From a practical standpoint, it is difficult to see how prejudice could result in the present instance.
Defendant protests that his conviction is dependent upon the uncorroborated evidence of an accomplice who had previously given false or contradictory statements. Examination of the statements previously given discloses a complete lack of any false or contradictory statement. The witness is corroborated in part. The evidence of others discloses that defendant was driving the automobile when a stop was made at a filling station and a forged money order cashed by the accomplice. Also, a stop was then made at a Safeway Store where an attempt was made to cash a second forged money order and on being refused, the accomplice ran to the automobile, spoke to the defendant, and he attempted to hastily drive away. The present rule in this state governing situations of this character may be found in Smith v. State, 169 Neb. 199, 99 N.W.2d 8, and Rains v. State, 173 Neb. 586, 114 N.W.2d 399, cert. den., 371 U.S. 967, 83 S. Ct. 549, 9 L. Ed. 2d 538, wherein it is stated: "`The fact that an accomplice has been guilty of wilful false swearing on a material matter is a circumstance that may possibly, in a particular instance and situation, make his testimony unworthy of belief on its face, if it lacks corroboration. In the ordinary case, even though the accomplice may have been guilty of a conscious falsehood on a material matter, and even though his testimony is lacking in corroboration, it may not be utterly unworthy of belief on its face, and, in such a situation, the rights of an accused will be adequately protected if the jury are instructed that the testimony of an accomplice should be scrutinized closely for possible motives for falsification, and that where he has wilfully sworn falsely in regard to a material matter they should be hesitant to convict upon his testimony, without corroboration, and that in no case should they convict unless they are satisfied from the evidence, beyond a reasonable doubt, of the guilt of the accused.'" See, also, Jahnke v. State, on rehearing, 68 Neb. 181, 104 N.W. 154. Such instruction was given.

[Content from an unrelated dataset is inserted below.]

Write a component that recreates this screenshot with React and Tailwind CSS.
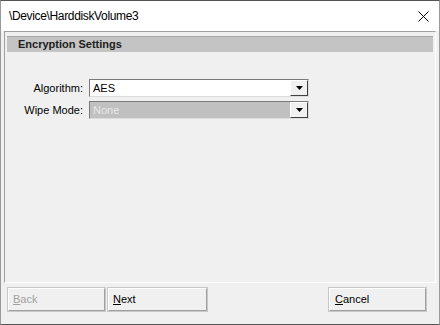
export default function App() {
  const ui = { fontFamily: '"Liberation Sans", Arial, sans-serif' };
  const Arrow = () => (
    <div className="w-[18px] h-full bg-[#f0f0f0] border-t border-l border-t-white border-l-white border-r border-b border-r-[#404040] border-b-[#404040] flex items-center justify-center">
      <svg width="7" height="4" viewBox="0 0 7 4"><path d="M0 0h7L3.5 4z" fill="#000" /></svg>
    </div>
  );
  const btn = "h-[23px] border-t border-l border-t-white border-l-white border-r border-b border-r-[#a0a0a0] border-b-[#a0a0a0] outline outline-1 outline-[#c8c8c8] flex items-center text-[11px]";
  return (
    <div className="w-[440px] h-[325px] bg-[#f0f0f0] border-t border-[#555] border-l border-r border-b border-l-[#9a9a9a] border-r-[#9a9a9a] border-b-[#555] flex flex-col" style={ui}>
      <div className="h-[30px] bg-white flex items-center justify-between pl-[8px] pr-[10px] shrink-0">
        <span className="text-[12px] tracking-[-0.35px] text-black">\Device\HarddiskVolume3</span>
        <svg width="11" height="11" viewBox="0 0 11 11"><path d="M0.5 0.5L10.5 10.5M10.5 0.5L0.5 10.5" stroke="#000" strokeWidth="1" /></svg>
      </div>
      <div className="flex-1 flex flex-col px-[3px] pb-[8px]">
        <div className="h-[252px] border-l border-t border-[#a0a0a0] border-r border-b border-r-white border-b-white pt-[4px] px-[2px] flex flex-col">
          <div className="h-[16px] bg-[#c4c4c4] border-t border-[#a8a8a8] flex items-center pl-[11px]">
            <span className="text-[11px] font-bold text-[#202020]">Encryption Settings</span>
          </div>
          <div className="mt-[27px] flex flex-col gap-[4px]">
            <div className="flex items-center">
              <span className="w-[76px] text-right text-[11px] text-black">Algorithm:</span>
              <div className="ml-[6px] w-[220px] h-[18px] border-t border-l border-[#7a7a7a] border-r border-b border-r-[#dcdcdc] border-b-[#dcdcdc] bg-white flex">
                <div className="flex-1 flex items-center pl-[3px] text-[11px] text-black">AES</div>
                <Arrow />
              </div>
            </div>
            <div className="flex items-center">
              <span className="w-[76px] text-right text-[11px] text-black">Wipe Mode:</span>
              <div className="ml-[6px] w-[220px] h-[18px] border-t border-l border-[#7a7a7a] border-r border-b border-r-[#dcdcdc] border-b-[#dcdcdc] bg-[#c0c0c0] flex">
                <div className="flex-1 flex items-center pl-[3px] text-[11px] text-[#e8e8e8]">None</div>
                <Arrow />
              </div>
            </div>
          </div>
        </div>
        <div className="mt-[5px] flex items-center pl-[4px] pr-[10px]">
          <div className={`${btn} w-[97px] pl-[4px] text-[#a0a0a0]`}><span><u>B</u>ack</span></div>
          <div className={`${btn} ml-[3px] w-[99px] pl-[4px] text-black`}><span><u>N</u>ext</span></div>
          <div className={`${btn} ml-auto w-[97px] pl-[5px] text-black`}><span><u>C</u>ancel</span></div>
        </div>
      </div>
    </div>
  );
}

In regard to the contention that the sentence is excessive, the record discloses that although this was defendant's first felony conviction, he had been convicted of a great many misdemeanors and had, on two occasions, spent quite a little time in the county jail. Where a sentence has been imposed within statutory limits, it will not be disturbed in the absence of an abuse of discretion. See State v. Gamron, 186 Neb. 249, 182 N.W.2d 425.
The judgment of the district court is affirmed.